『フーコー入門』中山元

フーコー入門 (ちくま新書)

フーコー入門 (ちくま新書)

「真理」「ヒューマニズム」「セクシュアリティ」といった様々の知の「権力」の鎖を解きはなち、「別の仕方」で考えることの可能性を提起した哲学者、フーコー。われわれの思考を規定する諸思想の枠組みを掘り起こす「考古学」においても、われわれという主体の根拠と条件を問う「系譜学」においても、フーコーが一貫して追求したのは「思考のエチカ」であった。変容しつつ持続するその歩みを明快に描きだす、新鮮な人門書。

3/18読了。今年25冊目。
とてもよくまとまったフーコーの入門書。
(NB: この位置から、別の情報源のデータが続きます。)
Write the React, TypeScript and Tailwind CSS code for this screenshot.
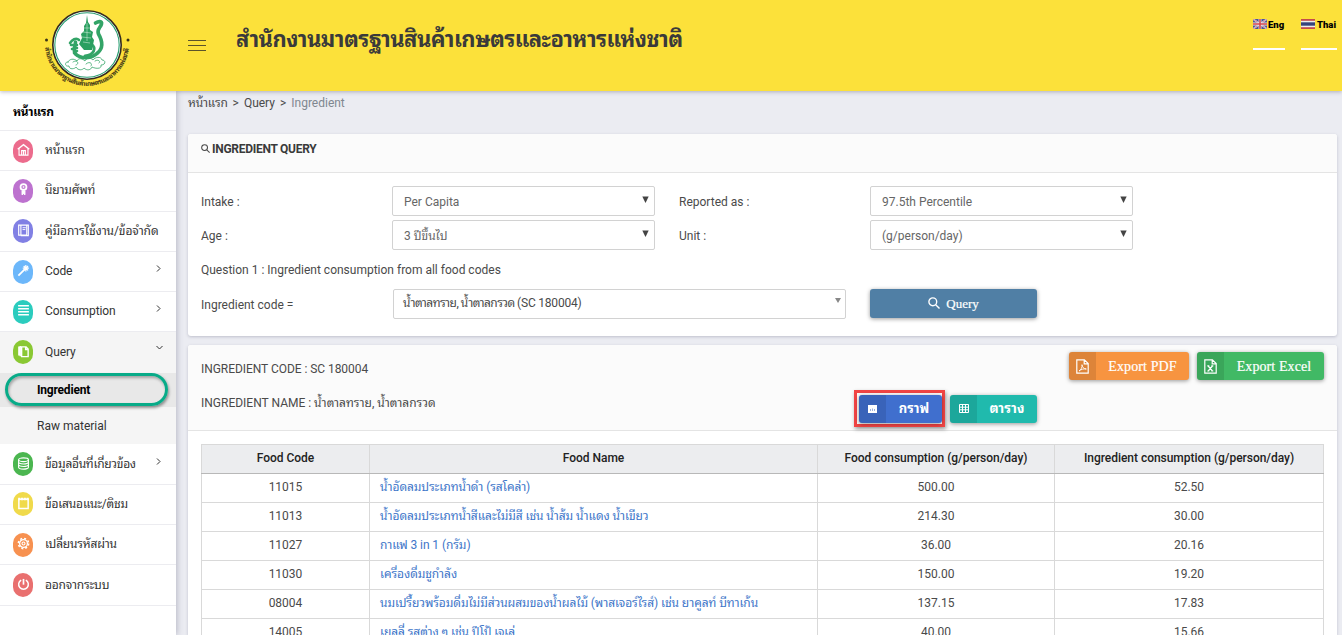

フーコーの仕事を順番に読み解く、という非常にわかりやすい構成で、入門書としては完璧だと思う。
精神医療の否定、医学の否定、地の考古学、監獄の権力構造、真理について、実存の美学。ふり返ってみると実に多様なことに言及したフーコーの思想を貫くもの。それを描き出したかったと筆者はあとがきで書いている。ディスクールとかエノンセという概念はよくわからなかったけど、それを除けば、難しい概念もかみくだいて説明してあって、初心者でもよくわかる。ただし、多くのトピックを扱っているがゆえに、そのぶんそれぞれの項目についてはあまり掘り下げられていない。それは入門書には仕方のないことで、興味を煽るという意味では、この本は入門書の役割を大いに果たしていると思う。